Information provided>
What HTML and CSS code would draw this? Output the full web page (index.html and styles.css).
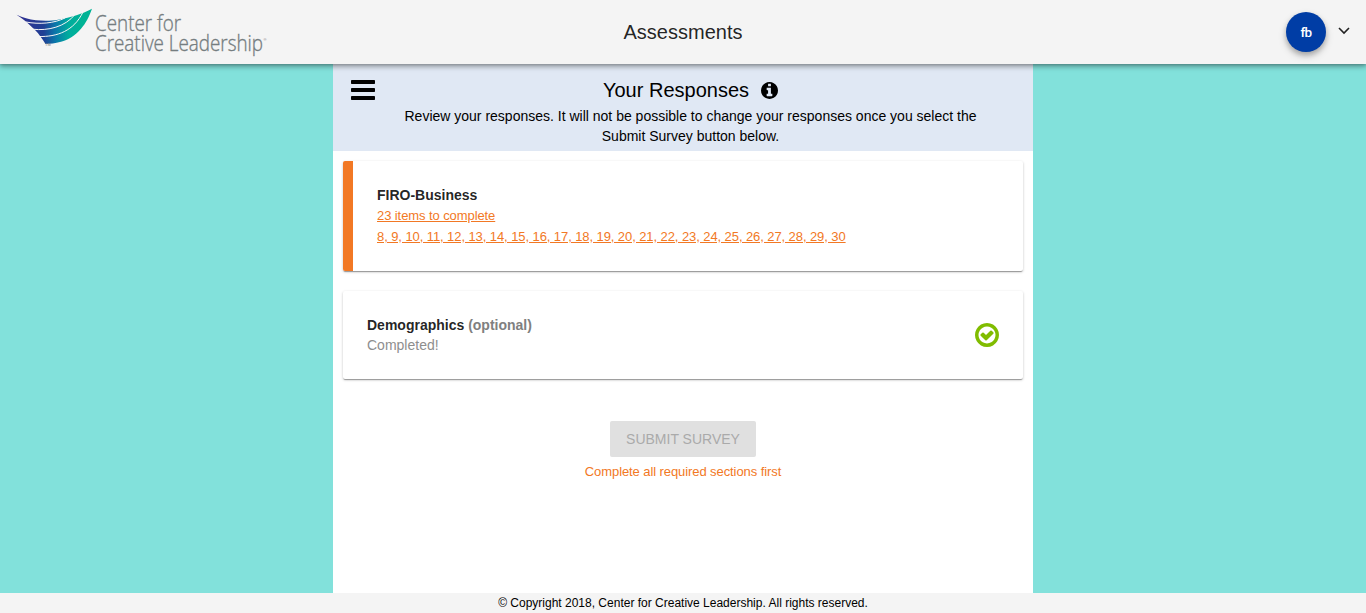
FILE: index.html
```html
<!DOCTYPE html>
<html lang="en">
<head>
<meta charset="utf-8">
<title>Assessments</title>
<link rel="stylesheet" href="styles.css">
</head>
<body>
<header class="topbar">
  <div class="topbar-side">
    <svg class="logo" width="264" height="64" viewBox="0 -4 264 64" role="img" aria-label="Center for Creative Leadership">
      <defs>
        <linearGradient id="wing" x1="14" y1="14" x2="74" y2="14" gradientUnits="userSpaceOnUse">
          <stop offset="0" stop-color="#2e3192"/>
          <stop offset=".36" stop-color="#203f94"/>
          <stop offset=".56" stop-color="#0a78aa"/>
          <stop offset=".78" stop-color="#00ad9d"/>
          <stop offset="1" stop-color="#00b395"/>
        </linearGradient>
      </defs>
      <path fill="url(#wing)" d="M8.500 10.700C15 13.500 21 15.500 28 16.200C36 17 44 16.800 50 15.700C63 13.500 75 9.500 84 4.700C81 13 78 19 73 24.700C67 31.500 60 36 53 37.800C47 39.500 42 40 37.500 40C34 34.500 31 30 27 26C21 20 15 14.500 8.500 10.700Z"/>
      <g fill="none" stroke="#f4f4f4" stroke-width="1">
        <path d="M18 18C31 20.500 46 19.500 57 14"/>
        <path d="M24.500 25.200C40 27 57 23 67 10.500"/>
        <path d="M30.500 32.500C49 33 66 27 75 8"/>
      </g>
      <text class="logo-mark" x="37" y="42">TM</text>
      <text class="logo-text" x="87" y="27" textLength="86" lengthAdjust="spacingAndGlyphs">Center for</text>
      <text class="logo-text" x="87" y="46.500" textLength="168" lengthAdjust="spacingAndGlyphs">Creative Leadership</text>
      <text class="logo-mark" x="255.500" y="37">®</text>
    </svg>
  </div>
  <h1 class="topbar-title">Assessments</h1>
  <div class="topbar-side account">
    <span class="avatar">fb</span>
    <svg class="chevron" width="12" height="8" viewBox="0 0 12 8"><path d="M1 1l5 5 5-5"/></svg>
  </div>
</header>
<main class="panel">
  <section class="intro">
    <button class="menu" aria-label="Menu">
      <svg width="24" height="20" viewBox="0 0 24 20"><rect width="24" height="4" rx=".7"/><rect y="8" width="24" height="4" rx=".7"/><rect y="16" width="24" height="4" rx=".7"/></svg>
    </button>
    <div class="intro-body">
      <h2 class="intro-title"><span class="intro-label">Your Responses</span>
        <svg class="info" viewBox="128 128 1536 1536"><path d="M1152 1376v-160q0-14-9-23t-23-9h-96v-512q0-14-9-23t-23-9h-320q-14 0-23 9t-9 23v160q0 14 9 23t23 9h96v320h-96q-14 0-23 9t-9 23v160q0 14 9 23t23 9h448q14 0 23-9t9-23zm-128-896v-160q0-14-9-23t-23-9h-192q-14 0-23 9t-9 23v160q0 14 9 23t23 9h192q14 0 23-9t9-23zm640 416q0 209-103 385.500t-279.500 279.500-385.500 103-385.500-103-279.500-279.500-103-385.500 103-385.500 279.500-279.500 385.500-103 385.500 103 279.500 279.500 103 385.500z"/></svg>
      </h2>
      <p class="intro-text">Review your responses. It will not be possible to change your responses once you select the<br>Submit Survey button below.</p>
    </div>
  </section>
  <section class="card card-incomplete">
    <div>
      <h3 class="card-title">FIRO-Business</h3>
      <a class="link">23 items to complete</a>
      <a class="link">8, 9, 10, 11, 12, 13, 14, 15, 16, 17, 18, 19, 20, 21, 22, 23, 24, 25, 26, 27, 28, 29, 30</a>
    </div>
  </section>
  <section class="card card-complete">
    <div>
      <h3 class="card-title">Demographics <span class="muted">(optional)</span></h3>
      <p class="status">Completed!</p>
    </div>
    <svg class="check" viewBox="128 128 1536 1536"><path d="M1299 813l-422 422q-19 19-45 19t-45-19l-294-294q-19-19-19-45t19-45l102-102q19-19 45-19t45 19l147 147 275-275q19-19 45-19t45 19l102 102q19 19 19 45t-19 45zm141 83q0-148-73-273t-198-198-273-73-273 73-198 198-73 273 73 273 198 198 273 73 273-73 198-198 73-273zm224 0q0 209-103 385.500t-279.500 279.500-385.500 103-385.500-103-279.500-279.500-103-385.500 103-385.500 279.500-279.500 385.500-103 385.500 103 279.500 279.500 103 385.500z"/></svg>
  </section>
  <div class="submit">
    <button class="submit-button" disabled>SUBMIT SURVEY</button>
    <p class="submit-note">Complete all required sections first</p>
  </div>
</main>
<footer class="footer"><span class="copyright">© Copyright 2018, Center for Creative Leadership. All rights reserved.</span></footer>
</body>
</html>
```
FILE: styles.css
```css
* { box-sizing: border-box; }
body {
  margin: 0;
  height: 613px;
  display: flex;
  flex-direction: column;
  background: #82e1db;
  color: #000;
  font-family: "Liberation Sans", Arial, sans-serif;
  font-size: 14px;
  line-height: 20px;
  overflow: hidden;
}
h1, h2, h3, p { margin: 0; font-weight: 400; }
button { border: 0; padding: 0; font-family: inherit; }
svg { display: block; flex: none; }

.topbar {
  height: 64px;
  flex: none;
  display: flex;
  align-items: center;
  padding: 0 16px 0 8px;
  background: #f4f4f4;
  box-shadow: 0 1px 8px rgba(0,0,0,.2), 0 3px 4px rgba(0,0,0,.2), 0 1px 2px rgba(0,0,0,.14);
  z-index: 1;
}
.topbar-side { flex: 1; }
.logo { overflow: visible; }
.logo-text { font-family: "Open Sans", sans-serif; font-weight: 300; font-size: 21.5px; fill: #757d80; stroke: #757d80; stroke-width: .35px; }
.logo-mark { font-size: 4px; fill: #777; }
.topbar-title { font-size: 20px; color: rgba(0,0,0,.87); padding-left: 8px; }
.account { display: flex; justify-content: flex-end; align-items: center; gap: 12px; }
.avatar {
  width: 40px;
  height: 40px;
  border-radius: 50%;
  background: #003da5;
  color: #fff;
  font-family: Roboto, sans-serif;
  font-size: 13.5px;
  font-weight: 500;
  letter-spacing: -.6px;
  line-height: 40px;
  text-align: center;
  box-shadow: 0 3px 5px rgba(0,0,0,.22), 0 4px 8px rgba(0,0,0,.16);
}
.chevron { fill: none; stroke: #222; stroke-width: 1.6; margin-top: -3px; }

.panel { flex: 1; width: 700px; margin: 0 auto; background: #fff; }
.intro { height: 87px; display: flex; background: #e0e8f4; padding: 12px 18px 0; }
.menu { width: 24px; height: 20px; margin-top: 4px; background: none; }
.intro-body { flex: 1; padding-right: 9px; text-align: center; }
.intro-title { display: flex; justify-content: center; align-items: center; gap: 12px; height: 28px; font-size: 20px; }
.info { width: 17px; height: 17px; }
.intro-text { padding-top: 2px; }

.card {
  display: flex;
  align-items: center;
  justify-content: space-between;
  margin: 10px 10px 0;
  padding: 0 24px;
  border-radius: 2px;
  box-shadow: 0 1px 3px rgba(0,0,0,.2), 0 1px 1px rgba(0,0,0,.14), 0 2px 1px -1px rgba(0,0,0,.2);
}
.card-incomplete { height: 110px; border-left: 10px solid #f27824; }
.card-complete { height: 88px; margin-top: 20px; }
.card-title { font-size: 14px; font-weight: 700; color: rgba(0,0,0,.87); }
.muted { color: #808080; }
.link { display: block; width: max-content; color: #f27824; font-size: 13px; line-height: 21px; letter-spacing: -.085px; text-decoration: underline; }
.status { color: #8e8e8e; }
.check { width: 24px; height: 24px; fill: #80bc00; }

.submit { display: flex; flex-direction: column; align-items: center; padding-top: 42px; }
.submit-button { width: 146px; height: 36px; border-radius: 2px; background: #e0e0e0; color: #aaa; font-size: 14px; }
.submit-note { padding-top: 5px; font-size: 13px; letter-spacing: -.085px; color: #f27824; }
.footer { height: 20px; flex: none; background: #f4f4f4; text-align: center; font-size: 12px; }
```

Task goal>
Copy each line of the listing that holds the word "styles".

Reply>
What HTML and CSS code would draw this? Output the full web page (index.html and styles.css).
<link rel="stylesheet" href="styles.css">
FILE: styles.css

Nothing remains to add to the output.